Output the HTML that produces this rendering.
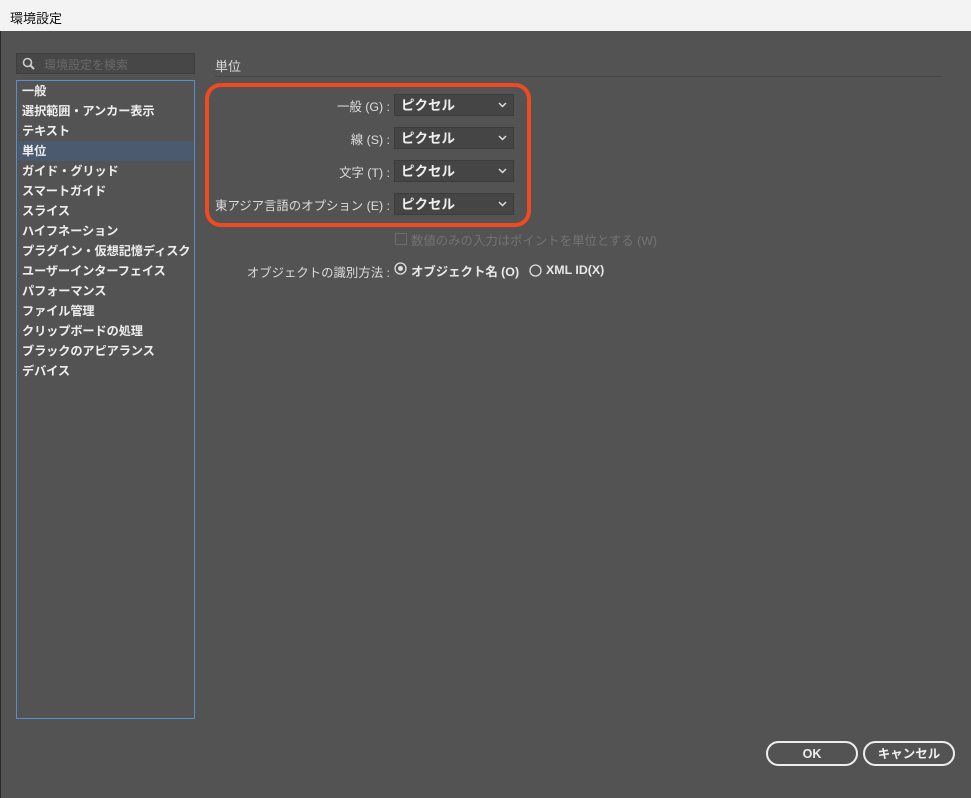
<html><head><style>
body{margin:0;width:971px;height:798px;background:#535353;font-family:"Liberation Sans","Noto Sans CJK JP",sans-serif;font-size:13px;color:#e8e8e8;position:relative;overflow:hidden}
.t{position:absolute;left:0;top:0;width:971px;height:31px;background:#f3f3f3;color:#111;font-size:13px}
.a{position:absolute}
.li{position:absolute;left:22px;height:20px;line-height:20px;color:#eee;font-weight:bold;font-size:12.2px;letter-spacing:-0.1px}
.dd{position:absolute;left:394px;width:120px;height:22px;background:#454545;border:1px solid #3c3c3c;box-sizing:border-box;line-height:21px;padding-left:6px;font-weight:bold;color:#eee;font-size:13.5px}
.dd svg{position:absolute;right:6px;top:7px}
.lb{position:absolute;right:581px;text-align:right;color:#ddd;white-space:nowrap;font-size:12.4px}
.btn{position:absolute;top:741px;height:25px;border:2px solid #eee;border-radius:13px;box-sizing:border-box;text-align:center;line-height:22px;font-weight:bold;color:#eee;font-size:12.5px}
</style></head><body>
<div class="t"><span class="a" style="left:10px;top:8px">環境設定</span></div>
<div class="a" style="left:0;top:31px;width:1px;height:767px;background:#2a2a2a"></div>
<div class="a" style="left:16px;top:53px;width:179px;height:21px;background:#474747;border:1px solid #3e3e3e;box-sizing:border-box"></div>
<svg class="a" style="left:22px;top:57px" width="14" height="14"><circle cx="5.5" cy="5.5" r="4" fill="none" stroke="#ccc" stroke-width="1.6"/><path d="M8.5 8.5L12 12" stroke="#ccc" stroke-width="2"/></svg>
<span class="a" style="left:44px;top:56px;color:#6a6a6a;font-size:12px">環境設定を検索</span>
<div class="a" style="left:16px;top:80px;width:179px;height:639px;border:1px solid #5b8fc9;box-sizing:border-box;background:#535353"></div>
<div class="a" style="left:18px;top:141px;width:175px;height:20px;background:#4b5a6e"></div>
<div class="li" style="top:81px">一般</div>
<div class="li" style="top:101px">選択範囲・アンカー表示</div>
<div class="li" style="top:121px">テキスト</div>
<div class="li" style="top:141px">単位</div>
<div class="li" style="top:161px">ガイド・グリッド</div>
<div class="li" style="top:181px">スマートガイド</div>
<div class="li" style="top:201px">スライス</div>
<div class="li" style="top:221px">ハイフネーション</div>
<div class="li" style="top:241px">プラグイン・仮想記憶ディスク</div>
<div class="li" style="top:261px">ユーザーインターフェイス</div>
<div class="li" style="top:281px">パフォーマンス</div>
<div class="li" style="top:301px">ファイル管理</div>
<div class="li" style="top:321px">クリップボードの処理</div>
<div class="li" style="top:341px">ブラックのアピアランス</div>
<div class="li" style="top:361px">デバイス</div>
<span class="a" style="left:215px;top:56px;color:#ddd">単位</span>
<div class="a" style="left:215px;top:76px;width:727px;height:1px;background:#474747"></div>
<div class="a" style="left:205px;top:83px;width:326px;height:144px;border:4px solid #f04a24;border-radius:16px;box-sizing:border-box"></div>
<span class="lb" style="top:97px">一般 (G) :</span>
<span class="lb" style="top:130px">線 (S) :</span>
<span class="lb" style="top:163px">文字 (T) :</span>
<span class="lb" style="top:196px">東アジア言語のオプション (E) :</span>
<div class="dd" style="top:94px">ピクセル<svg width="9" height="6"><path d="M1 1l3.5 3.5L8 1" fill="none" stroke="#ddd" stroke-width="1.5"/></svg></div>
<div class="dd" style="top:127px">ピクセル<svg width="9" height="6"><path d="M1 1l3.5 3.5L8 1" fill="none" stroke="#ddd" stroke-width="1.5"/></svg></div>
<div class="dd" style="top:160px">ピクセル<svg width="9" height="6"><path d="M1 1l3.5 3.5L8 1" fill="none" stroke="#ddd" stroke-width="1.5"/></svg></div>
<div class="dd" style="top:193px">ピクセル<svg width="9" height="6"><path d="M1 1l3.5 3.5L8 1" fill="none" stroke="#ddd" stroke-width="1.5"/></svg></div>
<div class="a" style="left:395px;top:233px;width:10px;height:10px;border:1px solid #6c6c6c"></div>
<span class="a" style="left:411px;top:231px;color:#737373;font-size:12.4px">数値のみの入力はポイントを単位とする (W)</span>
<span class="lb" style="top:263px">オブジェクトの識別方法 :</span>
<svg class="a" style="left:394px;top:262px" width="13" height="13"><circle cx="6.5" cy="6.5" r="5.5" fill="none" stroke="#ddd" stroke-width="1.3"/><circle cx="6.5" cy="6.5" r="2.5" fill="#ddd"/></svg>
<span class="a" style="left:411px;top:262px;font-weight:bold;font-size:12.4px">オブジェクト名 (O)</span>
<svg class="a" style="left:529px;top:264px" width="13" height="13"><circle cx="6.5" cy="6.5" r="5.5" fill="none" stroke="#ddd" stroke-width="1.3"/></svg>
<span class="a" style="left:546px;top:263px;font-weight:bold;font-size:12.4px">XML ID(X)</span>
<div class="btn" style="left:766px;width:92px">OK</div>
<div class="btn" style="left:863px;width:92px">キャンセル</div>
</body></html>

YOUR TASK: Copy the listing in full and without alteration, omitting every picture.

OUTPUT FOR THIS EXERCISE:
Output the HTML that produces this rendering.
<html><head><style>
body{margin:0;width:971px;height:798px;background:#535353;font-family:"Liberation Sans","Noto Sans CJK JP",sans-serif;font-size:13px;color:#e8e8e8;position:relative;overflow:hidden}
.t{position:absolute;left:0;top:0;width:971px;height:31px;background:#f3f3f3;color:#111;font-size:13px}
.a{position:absolute}
.li{position:absolute;left:22px;height:20px;line-height:20px;color:#eee;font-weight:bold;font-size:12.2px;letter-spacing:-0.1px}
.dd{position:absolute;left:394px;width:120px;height:22px;background:#454545;border:1px solid #3c3c3c;box-sizing:border-box;line-height:21px;padding-left:6px;font-weight:bold;color:#eee;font-size:13.5px}
.dd svg{position:absolute;right:6px;top:7px}
.lb{position:absolute;right:581px;text-align:right;color:#ddd;white-space:nowrap;font-size:12.4px}
.btn{position:absolute;top:741px;height:25px;border:2px solid #eee;border-radius:13px;box-sizing:border-box;text-align:center;line-height:22px;font-weight:bold;color:#eee;font-size:12.5px}
</style></head><body>
<div class="t"><span class="a" style="left:10px;top:8px">環境設定</span></div>
<div class="a" style="left:0;top:31px;width:1px;height:767px;background:#2a2a2a"></div>
<div class="a" style="left:16px;top:53px;width:179px;height:21px;background:#474747;border:1px solid #3e3e3e;box-sizing:border-box"></div>
<svg class="a" style="left:22px;top:57px" width="14" height="14"><circle cx="5.5" cy="5.5" r="4" fill="none" stroke="#ccc" stroke-width="1.6"/><path d="M8.5 8.5L12 12" stroke="#ccc" stroke-width="2"/></svg>
<span class="a" style="left:44px;top:56px;color:#6a6a6a;font-size:12px">環境設定を検索</span>
<div class="a" style="left:16px;top:80px;width:179px;height:639px;border:1px solid #5b8fc9;box-sizing:border-box;background:#535353"></div>
<div class="a" style="left:18px;top:141px;width:175px;height:20px;background:#4b5a6e"></div>
<div class="li" style="top:81px">一般</div>
<div class="li" style="top:101px">選択範囲・アンカー表示</div>
<div class="li" style="top:121px">テキスト</div>
<div class="li" style="top:141px">単位</div>
<div class="li" style="top:161px">ガイド・グリッド</div>
<div class="li" style="top:181px">スマートガイド</div>
<div class="li" style="top:201px">スライス</div>
<div class="li" style="top:221px">ハイフネーション</div>
<div class="li" style="top:241px">プラグイン・仮想記憶ディスク</div>
<div class="li" style="top:261px">ユーザーインターフェイス</div>
<div class="li" style="top:281px">パフォーマンス</div>
<div class="li" style="top:301px">ファイル管理</div>
<div class="li" style="top:321px">クリップボードの処理</div>
<div class="li" style="top:341px">ブラックのアピアランス</div>
<div class="li" style="top:361px">デバイス</div>
<span class="a" style="left:215px;top:56px;color:#ddd">単位</span>
<div class="a" style="left:215px;top:76px;width:727px;height:1px;background:#474747"></div>
<div class="a" style="left:205px;top:83px;width:326px;height:144px;border:4px solid #f04a24;border-radius:16px;box-sizing:border-box"></div>
<span class="lb" style="top:97px">一般 (G) :</span>
<span class="lb" style="top:130px">線 (S) :</span>
<span class="lb" style="top:163px">文字 (T) :</span>
<span class="lb" style="top:196px">東アジア言語のオプション (E) :</span>
<div class="dd" style="top:94px">ピクセル<svg width="9" height="6"><path d="M1 1l3.5 3.5L8 1" fill="none" stroke="#ddd" stroke-width="1.5"/></svg></div>
<div class="dd" style="top:127px">ピクセル<svg width="9" height="6"><path d="M1 1l3.5 3.5L8 1" fill="none" stroke="#ddd" stroke-width="1.5"/></svg></div>
<div class="dd" style="top:160px">ピクセル<svg width="9" height="6"><path d="M1 1l3.5 3.5L8 1" fill="none" stroke="#ddd" stroke-width="1.5"/></svg></div>
<div class="dd" style="top:193px">ピクセル<svg width="9" height="6"><path d="M1 1l3.5 3.5L8 1" fill="none" stroke="#ddd" stroke-width="1.5"/></svg></div>
<div class="a" style="left:395px;top:233px;width:10px;height:10px;border:1px solid #6c6c6c"></div>
<span class="a" style="left:411px;top:231px;color:#737373;font-size:12.4px">数値のみの入力はポイントを単位とする (W)</span>
<span class="lb" style="top:263px">オブジェクトの識別方法 :</span>
<svg class="a" style="left:394px;top:262px" width="13" height="13"><circle cx="6.5" cy="6.5" r="5.5" fill="none" stroke="#ddd" stroke-width="1.3"/><circle cx="6.5" cy="6.5" r="2.5" fill="#ddd"/></svg>
<span class="a" style="left:411px;top:262px;font-weight:bold;font-size:12.4px">オブジェクト名 (O)</span>
<svg class="a" style="left:529px;top:264px" width="13" height="13"><circle cx="6.5" cy="6.5" r="5.5" fill="none" stroke="#ddd" stroke-width="1.3"/></svg>
<span class="a" style="left:546px;top:263px;font-weight:bold;font-size:12.4px">XML ID(X)</span>
<div class="btn" style="left:766px;width:92px">OK</div>
<div class="btn" style="left:863px;width:92px">キャンセル</div>
</body></html>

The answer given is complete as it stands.